Thursday, January 20, 2005


Some years back, I and a group of romance writers took author Mary Balogh, the guest speaker at our conference, to a restaurant called Casablanca's on Fort Lauderdale Beach. Mary is a lovely, soft-spoken Welsh lady who is to Regency romance what Stephen King is to horror.

Now I've been a fan of Mary's work for, oh, I don't know. Most of my adult life? So I was really revved about the dinner. How often do you get to talk to the woman who's written half the books on your keeper shelf?

No, being the shy, retiring flower that I am, I plopped into the chair next to Mary, talked to her all through dinner, and even convinced her to share a plate of steamed mussels with me (right now all my pals are groaning, covering their eyes and telling their monitors, "Christ, not the Feeding Mary Mussels story again." Yeah, yeah. Like I haven't listened to your Neil Gaiman Smiled at Me anecdotes a million times.)
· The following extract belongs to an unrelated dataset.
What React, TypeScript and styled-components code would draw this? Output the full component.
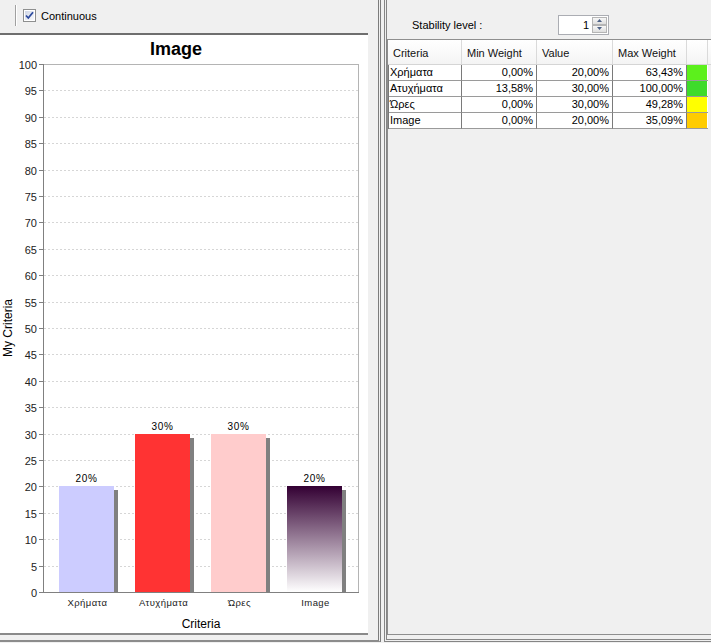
import React from "react";
import styled, { createGlobalStyle } from "styled-components";

const Global = createGlobalStyle`
  html, body { margin: 0; padding: 0; background: #f0f0f0; }
  body { font-family: "Liberation Sans", Arial, sans-serif; font-size: 11px; color: #000; }
  * { box-sizing: border-box; }
`;

const Window = styled.div`
  width: 711px;
  height: 643px;
  display: flex;
  overflow: hidden;
  background: #f0f0f0;
`;

const LeftPane = styled.div`
  width: 381px;
  height: 642px;
  flex: none;
  display: flex;
  flex-direction: column;
  border-right: 3px double #7c7c7c;
  border-bottom: 2px solid #8c8c8c;
  padding-bottom: 5px;
`;

const Toolbar = styled.div`
  height: 33px;
  flex: none;
  display: flex;
  align-items: center;
  padding-left: 15px;
  padding-bottom: 2px;
`;

const Separator = styled.div`
  width: 2px;
  height: 21px;
  border-left: 1px solid #a0a0a0;
  border-right: 1px solid #ffffff;
  margin-right: 6px;
`;

const CheckBox = styled.span`
  width: 13px;
  height: 13px;
  display: inline-block;
  margin-right: 5px;
  line-height: 0;
`;

const CheckLabel = styled.span`
  font-size: 11px;
`;

const ChartRow = styled.div`
  flex: 1;
  display: flex;
  padding-right: 10px;
`;

const ChartPanel = styled.div`
  width: 368px;
  background: #ffffff;
  border-top: 2px solid #6e6e6e;
  border-bottom: 2px solid #8a8a8a;
  line-height: 0;
`;

const RightPane = styled.div`
  width: 340px;
  flex: none;
  height: 642px;
  margin-left: 3px;
  display: flex;
  flex-direction: column;
  border-left: 3px double #858585;
  border-bottom: 3px double #858585;
  padding-bottom: 4px;
`;

const StabilityRow = styled.div`
  height: 39px;
  flex: none;
  display: flex;
  align-items: center;
  padding-top: 10px;
  padding-left: 25px;
`;

const StabilityLabel = styled.span`
  width: 146px;
  font-size: 11px;
`;

const Spinner = styled.div`
  width: 51px;
  height: 20px;
  background: #fff;
  border: 1px solid #abadb3;
  display: flex;
  align-items: stretch;
  padding: 1px 1px 1px 0;
`;

const SpinValue = styled.span`
  flex: 1;
  text-align: right;
  padding-right: 3px;
  line-height: 16px;
  font-size: 11px;
`;

const SpinButtons = styled.div`
  width: 15px;
  display: flex;
  flex-direction: column;
`;

const SpinButton = styled.div`
  flex: 1;
  border: 1px solid #b5b5b5;
  background: linear-gradient(#f7f7f7, #dedede);
  display: flex;
  align-items: center;
  justify-content: center;
  line-height: 0;
`;

const ScrollPane = styled.div`
  flex: 1;
  border: 1px solid #8e8e8e;
  background: #f0f0f0;
`;

const COLS = "74px 75px 76px 74px 21px";

const HeaderRow = styled.div`
  display: grid;
  grid-template-columns: ${COLS} 1fr;
  height: 25px;
  background: linear-gradient(#ffffff, #f4f4f4);
  border-bottom: 1px solid #d5d5d5;
`;

const HeadCell = styled.div`
  display: flex;
  align-items: center;
  padding-left: 5px;
  padding-top: 2px;
  border-right: 1px solid #dadada;
  font-size: 11px;
  color: #111;
`;

const Body = styled.div`
  width: 320px;
  border-left: 1px solid #7a7a7a;
`;

const Row = styled.div`
  display: grid;
  grid-template-columns: 73px 75px 76px 74px 21px;
  height: 16px;
`;

const Cell = styled.div<{ $right?: boolean }>`
  background: #fff;
  border-right: 1px solid #7a7a7a;
  border-bottom: 1px solid #9a9a9a;
  padding: 0 3px 0 1px;
  text-align: ${(p) => (p.$right ? "right" : "left")};
  line-height: 15px;
  font-size: 11px;
  white-space: nowrap;
  overflow: hidden;
`;

const SwatchCell = styled.div`
  background: #fff;
  border-bottom: 1px solid #9a9a9a;
  padding: 0 1px 0 0;
`;

const Swatch = styled.div<{ $color: string }>`
  width: 100%;
  height: 100%;
  background: ${(p) => p.$color};
`;

const rows = [
  { name: "Χρήματα", min: "0,00%", val: "20,00%", max: "63,43%", color: "#5cf01c" },
  { name: "Ατυχήματα", min: "13,58%", val: "30,00%", max: "100,00%", color: "#3edb2b" },
  { name: "Ώρες", min: "0,00%", val: "30,00%", max: "49,28%", color: "#ffff00" },
  { name: "Image", min: "0,00%", val: "20,00%", max: "35,09%", color: "#ffcc00" },
];

const bars = [
  { name: "Χρήματα", value: 20, x: 59, fill: "#ccccff" },
  { name: "Ατυχήματα", value: 30, x: 135, fill: "#ff3333" },
  { name: "Ώρες", value: 30, x: 211, fill: "#ffcccc" },
  { name: "Image", value: 20, x: 287, fill: "url(#imgGrad)" },
];

const PL = 43;
const PR = 358;
const PT = 29;
const PB = 557;
const yOf = (v: number) => PB - v * ((PB - PT) / 100);
const BW = 55;

function Chart() {
  const ticks = Array.from({ length: 21 }, (_, i) => i * 5);
  const ff = "'Liberation Sans', Arial, sans-serif";
  return (
    <svg width={368} height={598} viewBox="0 0 368 598" fontFamily={ff}>
      <defs>
        <linearGradient id="imgGrad" x1="0" y1="0" x2="0" y2="1">
          <stop offset="0" stopColor="#330033" />
          <stop offset="1" stopColor="#ffffff" />
        </linearGradient>
      </defs>
      <text x={176} y={20} textAnchor="middle" fontSize={18} fontWeight="bold" fill="#000">
        Image
      </text>
      {ticks.slice(1, 20).map((v) => (
        <line
          key={"g" + v}
          x1={PL + 1}
          x2={PR}
          y1={Math.round(yOf(v)) + 0.5}
          y2={Math.round(yOf(v)) + 0.5}
          stroke="#d6d6d6"
          strokeDasharray="2 2"
        />
      ))}
      <rect x={PL + 0.5} y={PT + 0.5} width={PR - PL} height={PB - PT} fill="none" stroke="#b4b4b4" />
      {bars.map((b) => {
        const top = Math.round(yOf(b.value));
        return (
          <g key={b.name}>
            <rect x={b.x + 4} y={top + 4} width={BW} height={PB - top - 4} fill="#808080" />
            <rect x={b.x} y={top} width={BW} height={PB - top} fill={b.fill} />
            <text x={b.x + BW / 2} y={top - 4} textAnchor="middle" fontSize={10} fill="#000" letterSpacing={0.6}>
              {b.value}%
            </text>
            <text x={b.x + BW / 2 + 1} y={571} textAnchor="middle" fontSize={9.5} fill="#222" letterSpacing={0.4}>
              {b.name}
            </text>
          </g>
        );
      })}
      <line x1={PL + 0.5} x2={PL + 0.5} y1={PT} y2={PB + 1} stroke="#808080" />
      <line x1={PL} x2={PR + 1} y1={PB + 0.5} y2={PB + 0.5} stroke="#808080" />
      {ticks.map((v) => {
        const y = Math.round(yOf(v)) + 0.5;
        return (
          <g key={"t" + v}>
            <line x1={PL - 4} x2={PL} y1={y} y2={y} stroke="#808080" />
            <text x={37} y={y + 4} textAnchor="end" fontSize={11} fill="#222">
              {v}
            </text>
          </g>
        );
      })}
      <text x={201} y={593} textAnchor="middle" fontSize={12} fill="#000">
        Criteria
      </text>
      <text x={12} y={293} textAnchor="middle" fontSize={12} fill="#000" transform="rotate(-90 12 293)">
        My Criteria
      </text>
    </svg>
  );
}

export default function App() {
  return (
    <>
      <Global />
      <Window>
        <LeftPane>
          <Toolbar>
            <Separator />
            <CheckBox>
              <svg width="13" height="13" viewBox="0 0 13 13">
                <defs>
                  <linearGradient id="cbg" x1="0" y1="0" x2="1" y2="1">
                    <stop offset="0" stopColor="#cfd6e6" />
                    <stop offset="1" stopColor="#f8f9fc" />
                  </linearGradient>
                </defs>
                <rect x="0.5" y="0.5" width="12" height="12" fill="#fff" stroke="#8e8f8f" />
                <rect x="2" y="2" width="9" height="9" fill="url(#cbg)" />
                <path d="M3 6.5 L5.3 9 L10 3.3" fill="none" stroke="#2c4a9e" strokeWidth="1.8" />
              </svg>
            </CheckBox>
            <CheckLabel>Continuous</CheckLabel>
          </Toolbar>
          <ChartRow>
            <ChartPanel>
              <Chart />
            </ChartPanel>
          </ChartRow>
        </LeftPane>
        <RightPane>
          <StabilityRow>
            <StabilityLabel>Stability level :</StabilityLabel>
            <Spinner>
              <SpinValue>1</SpinValue>
              <SpinButtons>
                <SpinButton>
                  <svg width="5" height="3" viewBox="0 0 5 3">
                    <path d="M0 3 L2.5 0 L5 3 Z" fill="#4d6185" />
                  </svg>
                </SpinButton>
                <SpinButton>
                  <svg width="5" height="3" viewBox="0 0 5 3">
                    <path d="M0 0 L2.5 3 L5 0 Z" fill="#4d6185" />
                  </svg>
                </SpinButton>
              </SpinButtons>
            </Spinner>
          </StabilityRow>
          <ScrollPane>
            <HeaderRow>
              <HeadCell>Criteria</HeadCell>
              <HeadCell>Min Weight</HeadCell>
              <HeadCell>Value</HeadCell>
              <HeadCell>Max Weight</HeadCell>
              <HeadCell />
              <HeadCell />
            </HeaderRow>
            <Body>
              {rows.map((r) => (
                <Row key={r.name}>
                  <Cell>{r.name}</Cell>
                  <Cell $right>{r.min}</Cell>
                  <Cell $right>{r.val}</Cell>
                  <Cell $right>{r.max}</Cell>
                  <SwatchCell>
                    <Swatch $color={r.color} />
                  </SwatchCell>
                </Row>
              ))}
            </Body>
          </ScrollPane>
        </RightPane>
      </Window>
    </>
  );
}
This would be a happy memory, except on the morning after the dinner, one of the other writers who had been there took me aside and told me I had no business being so casual with such an important author. Famous people expected to be treated with respect and deference, and if I wanted to get anywhere in this business, I'd better learn to how to behave. Like the newbie moron I was, I believed this, and spent the rest of the week feeling like the world's largest posterior and dodging Mary.

Fast forward to last night, me reading e-mail, and politely turning down offers to profit from my growing PBW fame. There is no such thing as having too much money, in my opinion, but sometimes you have to do things for reasons other than making the Almighty Buck. If you don't, ghosts with poor dental plans and chain fetishes show up to deliver free three-night guilt trip tickets, am I right?

One reply appeared to bounce back, but it was actually a reply to my reply. The sender was disappointed, but only because I'm obviously not serious about my career. If I want my current fame to last longer than fifteen minutes, I am told, I'd better stop fooling around. The wording wasn't the same, but the tone was identical to the one used years ago to deliver the Mary reprimand.

Alas, I am older and a bit wiser now. I've also written to Mary a few times since that dinner, and her replies have never once started with, "Dear Disrepectful Ninny." My friends will agree that I will never learn how to behave myself, and fame, while nice, can race on out of here any time it wants.

Steamed mussels are fabulous, though, if you get the good ones without too much grit. Ever tried them?